L’œuvre est répartie en plusieurs petits récits narratifs, indépendants les uns des autres, et est incrustée de descriptions et de précisions. Les lieux, les personnes et leurs comportements y sont détailés afin de parfaire l’image reconstituée chez le lecteur. Ce sont des récits pédagogiques que des élèves peuvent étudier en classe. À lire et partager entre autres, les récits de guerre, la rencontre de l’infirmière combattante (p. 80), l’hommage rendu à tamussni des parents (p. 26), l’autocar de Laazib n Zamoume, Lhocine n Amar Kaci (p. 123), un âne pas si bête (p. 145),…

L’auteur a, à plusieurs endroits de la lecture, apostrophé ce dernier pour émettre son avis et l’impliquer dans ce récit. Il n’a pas également été avare de ses réflexions et ses points de vue sur tel ou tel événement ou comportement afin d’insiter son lecteur à y réfléchir par lui-même.

Agzul s teqbaylit :

Talalit-iw tis-snat – Nezmer ad nedder d nekkni ( Manis Ɛemṛiwi – 2023)

Adlis-agi d tasekla deg umaḍal n taddart. Ulamma tawacult akk tegguǧ, temzerwaɛ si taddart ɣer tayeḍ, ɣer Leɛzib n Ẓeɛmum syin tuɣalin ɣer taddart, Manis yezga yettawi-yettarra ger wazalen n taddart. Yettekki di lebni n wexxam-nsen di 1963, axxam n Bierbach deg 1988, axxam n tmussni deg 2010.

Di 1964, yewweḍ ɣer tesnawit n Delles; di 1970, s tallalt n Sonacome, yewweḍ Leipzig – Magdeburg di Lalman; di 1975, tuɣlin ɣer tmurt d ajenyuṛ n tmikanikt, di Sonacome n Mdiyya syin Sidi Belɛabbas. Di 1980, tuɣalin ɣer Lalman, Bierbach, d iminig.

Tira n Manis, d tinigt ɣef tmeddurt-ines, netta : taddart – taɣuri – axeddim – inig – tawacult. Tugar deg-s tilawt d tmeddurt akk-en tella, war-tuzzmiwin, war-acqirrew.
Am wakk-nni yeqqar umedyaz « Nessen abrid nexḍa-as… » : d adlis ɣef umaḍal n tfukal n tmeddurt n yiwen uneɣrim, Manis Ɛemṛiwi. D acu kan, cwi, taggara n tinigt-agi teffeɣ d asirem.

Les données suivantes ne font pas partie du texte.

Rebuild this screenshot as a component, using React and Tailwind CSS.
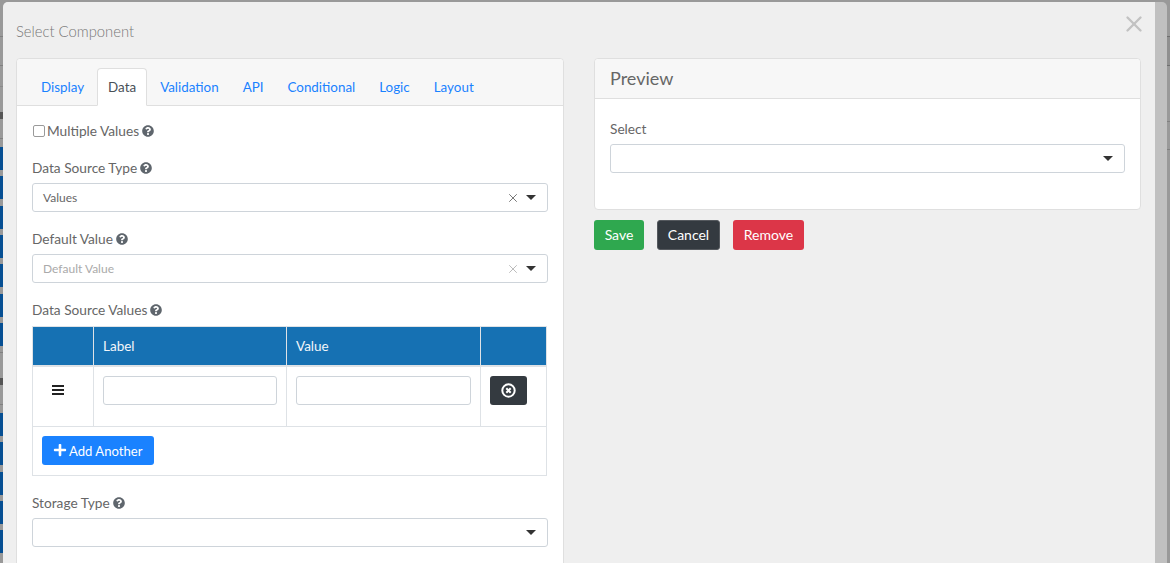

Taɣara n tsekla ( awalen-agi i yinelmaden d yiselmaden ):

  • Tameslayt n Wat Yeḥya Musa, s wawalen d tjeṛṛumt-is.
  • Aglam n usayes n tira.
  • Asefruri di tektiwin.
  • Tidett akk-nni i tt-yedder umeskar, akk-nni i tella di tilawt; War-akukru, war-agdal d war-akeɛrer.
  • Adlis-agi yebḍa d tullisin – tidyanin (tidyanin n ṭṭrad, tadyant n tefremlit tamjahedt (asb.80), Lkaṛ n Leɛzib (asb.107), Lḥusin n Ɛmeṛ Qasi (asb.123), aɣyul yessen (asb.145),…). Yerna-as sya ɣer da asekti d wesqerdec.
  • Tikwal di tira, Manis yettmeslay i yimeɣri ( « D timseḍsa, yax akk-a? » (asb.139), « Faqeɣ-awen tebɣam ad teḥṣum!(argam n tmeṭṭut n Bab Lwad) » (asb.127),…).